Case summary last updated at 18/01/2020 18:36 by the Oxbridge Notes in-house law team.

Judgement for the case Donoghue v Stevenson

A manufacturer (R) sold bottles of drink to a café which sold them to customers. One bottle contained a snail and made P ill when she drank it. Case in HL determined whether R had a legal duty to P and thus whether a case could be brought. HL said there was a legal duty, establishing (i) that manufacturers have a duty to take care for their consumers and (ii) that R must take “reasonable care to avoid causing foreseeable injury”.
 
Lord Atkin: Negligence: “You must take reasonable care to avoid acts or omissions which you can reasonably foresee would be likely to injure your neighbour”. He defines “neighbour” as people who are “so directly affected” by my act or omission that I “ought reasonably to have them in contemplation as being so affected” when I undertake the act/omission. This is the meaning of the “proximity” doctrine i.e. not merely physical proximity. He takes moral perspective: It is wrong that a person who consumes the product and is harmed due to R’s negligence should be left without remedy as would happen if there were no contract/warranty involved i.e. if the consumer is not the purchaser, as here. Finally he says that liability for negligence has public support
 
Lord Macmillan: To whom was the duty owed?

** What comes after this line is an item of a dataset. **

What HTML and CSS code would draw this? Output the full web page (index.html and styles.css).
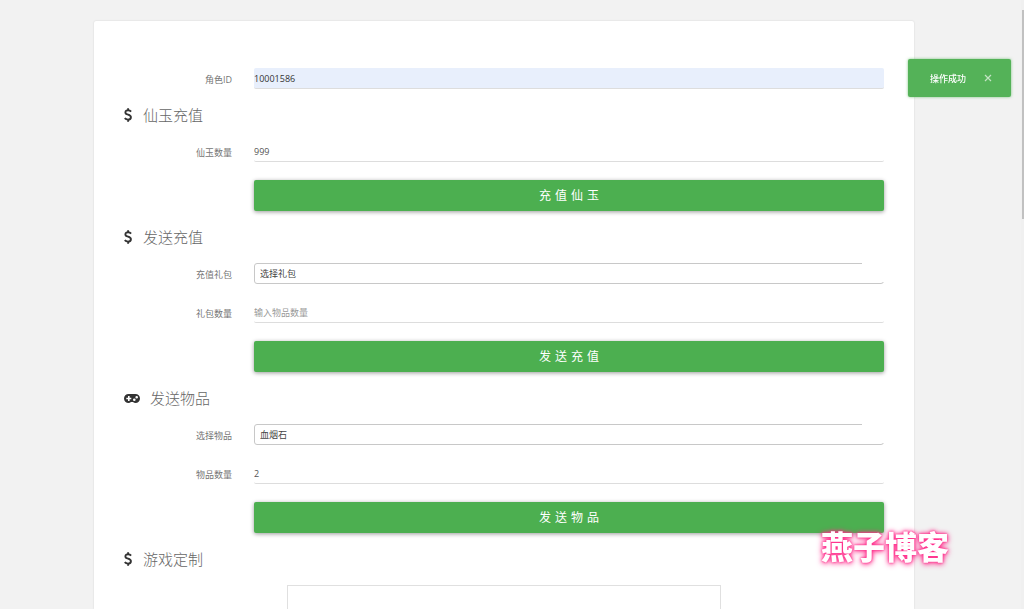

All “potential consumers” of his product. “Liability occurs where a reasonable man would have foreseen, and could have avoided the consequences of his act/omission”. Circumstances will always dictate whether (i) there was a duty of care and (ii) to whom it was owed. NB where the product was intended to reach the consumer in the condition in which the manufacturer sold it, and it was so, the manufacturer is liable, as in this case. However if intermediary parties “have the means and opportunity” to examine it, then the manufacturer’s liability ceases (not this case). Negligence has to be proved by P and it has to be shown that the thing was in a state capable of causing injury at the point when it left the manufacturer. The burden is on P, and res ipsa loquitur doesn’t apply. Lord Macmillan said that “the categories of negligence are never closed”.